An exact copy of all the data is required, with pictures left out.

-- start --

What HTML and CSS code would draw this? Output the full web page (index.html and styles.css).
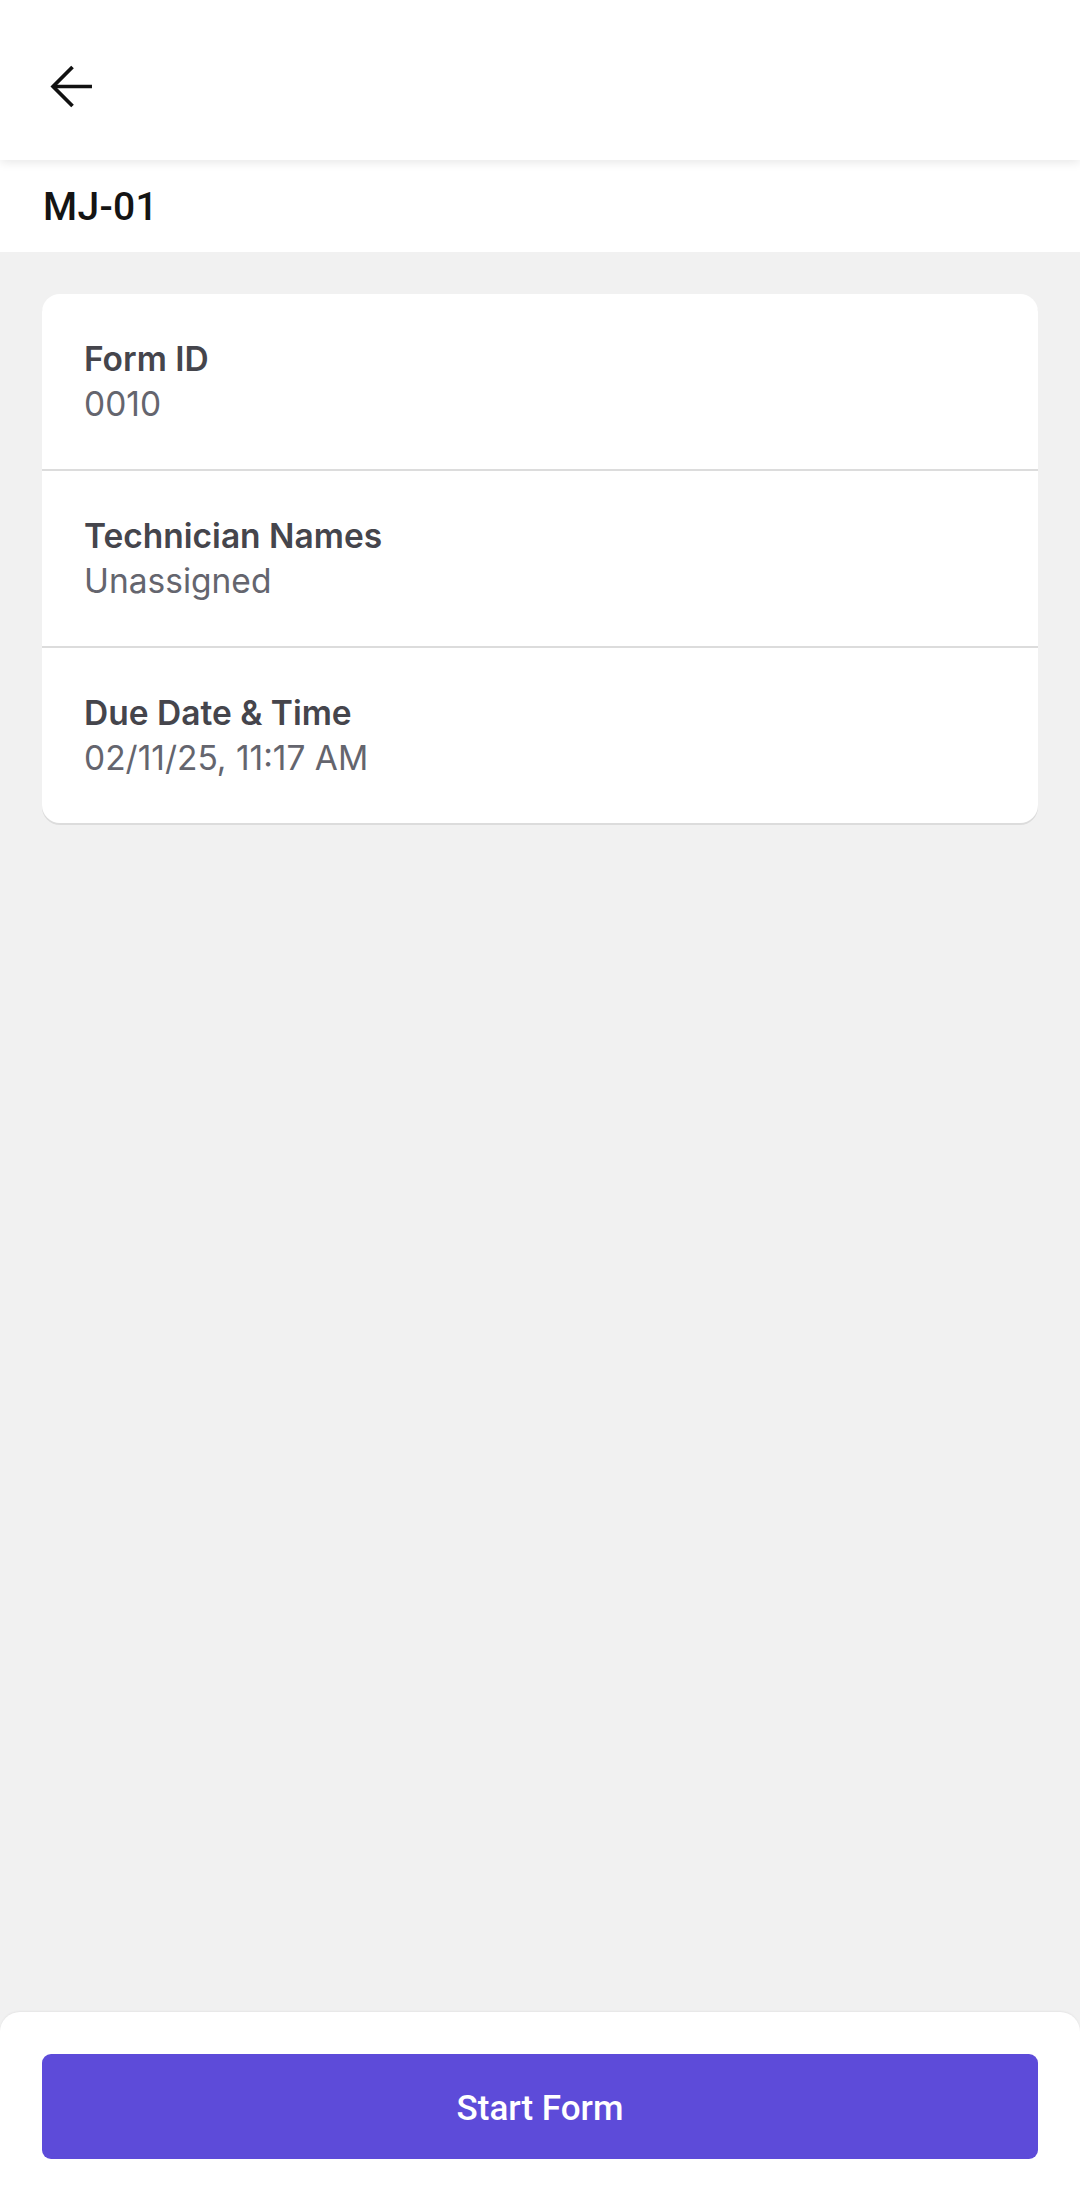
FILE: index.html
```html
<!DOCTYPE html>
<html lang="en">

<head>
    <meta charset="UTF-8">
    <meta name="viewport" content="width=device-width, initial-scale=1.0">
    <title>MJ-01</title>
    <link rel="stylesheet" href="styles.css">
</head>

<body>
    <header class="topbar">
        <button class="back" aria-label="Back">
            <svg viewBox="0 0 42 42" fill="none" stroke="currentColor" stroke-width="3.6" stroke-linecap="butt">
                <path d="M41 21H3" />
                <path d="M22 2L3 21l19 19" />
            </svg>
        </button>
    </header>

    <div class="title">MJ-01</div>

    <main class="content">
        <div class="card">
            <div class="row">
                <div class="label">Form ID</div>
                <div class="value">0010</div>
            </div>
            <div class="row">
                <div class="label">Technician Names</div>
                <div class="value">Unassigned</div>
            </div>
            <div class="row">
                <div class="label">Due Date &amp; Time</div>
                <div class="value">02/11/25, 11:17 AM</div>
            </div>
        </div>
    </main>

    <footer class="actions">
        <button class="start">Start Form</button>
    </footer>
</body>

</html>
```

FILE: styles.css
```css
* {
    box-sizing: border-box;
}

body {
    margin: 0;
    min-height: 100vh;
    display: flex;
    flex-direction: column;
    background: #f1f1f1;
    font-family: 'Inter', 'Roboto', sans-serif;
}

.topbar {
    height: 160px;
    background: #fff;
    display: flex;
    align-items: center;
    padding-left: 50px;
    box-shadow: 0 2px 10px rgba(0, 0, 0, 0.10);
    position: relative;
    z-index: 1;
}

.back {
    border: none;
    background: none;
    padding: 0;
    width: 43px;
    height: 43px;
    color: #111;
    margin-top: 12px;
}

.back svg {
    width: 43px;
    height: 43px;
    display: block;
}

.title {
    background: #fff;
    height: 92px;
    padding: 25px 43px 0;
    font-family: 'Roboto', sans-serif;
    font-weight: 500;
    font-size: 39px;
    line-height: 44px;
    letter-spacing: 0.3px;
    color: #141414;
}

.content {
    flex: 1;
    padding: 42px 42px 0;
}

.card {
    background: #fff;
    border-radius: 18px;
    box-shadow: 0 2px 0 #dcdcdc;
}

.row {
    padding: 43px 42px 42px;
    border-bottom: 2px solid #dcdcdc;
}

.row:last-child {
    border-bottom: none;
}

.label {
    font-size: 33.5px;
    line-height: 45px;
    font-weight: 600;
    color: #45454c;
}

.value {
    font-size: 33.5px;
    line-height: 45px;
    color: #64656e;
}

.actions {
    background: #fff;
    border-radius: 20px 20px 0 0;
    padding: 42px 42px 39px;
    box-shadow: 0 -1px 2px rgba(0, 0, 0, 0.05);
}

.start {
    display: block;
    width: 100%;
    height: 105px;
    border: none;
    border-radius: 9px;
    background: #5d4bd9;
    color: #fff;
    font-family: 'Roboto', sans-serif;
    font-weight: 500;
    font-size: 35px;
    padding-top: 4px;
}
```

-- end --

● PROBLEM SOLUTION:
What HTML and CSS code would draw this? Output the full web page (index.html and styles.css).
FILE: index.html
```html
<!DOCTYPE html>
<html lang="en">

<head>
    <meta charset="UTF-8">
    <meta name="viewport" content="width=device-width, initial-scale=1.0">
    <title>MJ-01</title>
    <link rel="stylesheet" href="styles.css">
</head>

<body>
    <header class="topbar">
        <button class="back" aria-label="Back">
            <svg viewBox="0 0 42 42" fill="none" stroke="currentColor" stroke-width="3.6" stroke-linecap="butt">
                <path d="M41 21H3" />
                <path d="M22 2L3 21l19 19" />
            </svg>
        </button>
    </header>

    <div class="title">MJ-01</div>

    <main class="content">
        <div class="card">
            <div class="row">
                <div class="label">Form ID</div>
                <div class="value">0010</div>
            </div>
            <div class="row">
                <div class="label">Technician Names</div>
                <div class="value">Unassigned</div>
            </div>
            <div class="row">
                <div class="label">Due Date &amp; Time</div>
                <div class="value">02/11/25, 11:17 AM</div>
            </div>
        </div>
    </main>

    <footer class="actions">
        <button class="start">Start Form</button>
    </footer>
</body>

</html>
```

FILE: styles.css
```css
* {
    box-sizing: border-box;
}

body {
    margin: 0;
    min-height: 100vh;
    display: flex;
    flex-direction: column;
    background: #f1f1f1;
    font-family: 'Inter', 'Roboto', sans-serif;
}

.topbar {
    height: 160px;
    background: #fff;
    display: flex;
    align-items: center;
    padding-left: 50px;
    box-shadow: 0 2px 10px rgba(0, 0, 0, 0.10);
    position: relative;
    z-index: 1;
}

.back {
    border: none;
    background: none;
    padding: 0;
    width: 43px;
    height: 43px;
    color: #111;
    margin-top: 12px;
}

.back svg {
    width: 43px;
    height: 43px;
    display: block;
}

.title {
    background: #fff;
    height: 92px;
    padding: 25px 43px 0;
    font-family: 'Roboto', sans-serif;
    font-weight: 500;
    font-size: 39px;
    line-height: 44px;
    letter-spacing: 0.3px;
    color: #141414;
}

.content {
    flex: 1;
    padding: 42px 42px 0;
}

.card {
    background: #fff;
    border-radius: 18px;
    box-shadow: 0 2px 0 #dcdcdc;
}

.row {
    padding: 43px 42px 42px;
    border-bottom: 2px solid #dcdcdc;
}

.row:last-child {
    border-bottom: none;
}

.label {
    font-size: 33.5px;
    line-height: 45px;
    font-weight: 600;
    color: #45454c;
}

.value {
    font-size: 33.5px;
    line-height: 45px;
    color: #64656e;
}

.actions {
    background: #fff;
    border-radius: 20px 20px 0 0;
    padding: 42px 42px 39px;
    box-shadow: 0 -1px 2px rgba(0, 0, 0, 0.05);
}

.start {
    display: block;
    width: 100%;
    height: 105px;
    border: none;
    border-radius: 9px;
    background: #5d4bd9;
    color: #fff;
    font-family: 'Roboto', sans-serif;
    font-weight: 500;
    font-size: 35px;
    padding-top: 4px;
}
```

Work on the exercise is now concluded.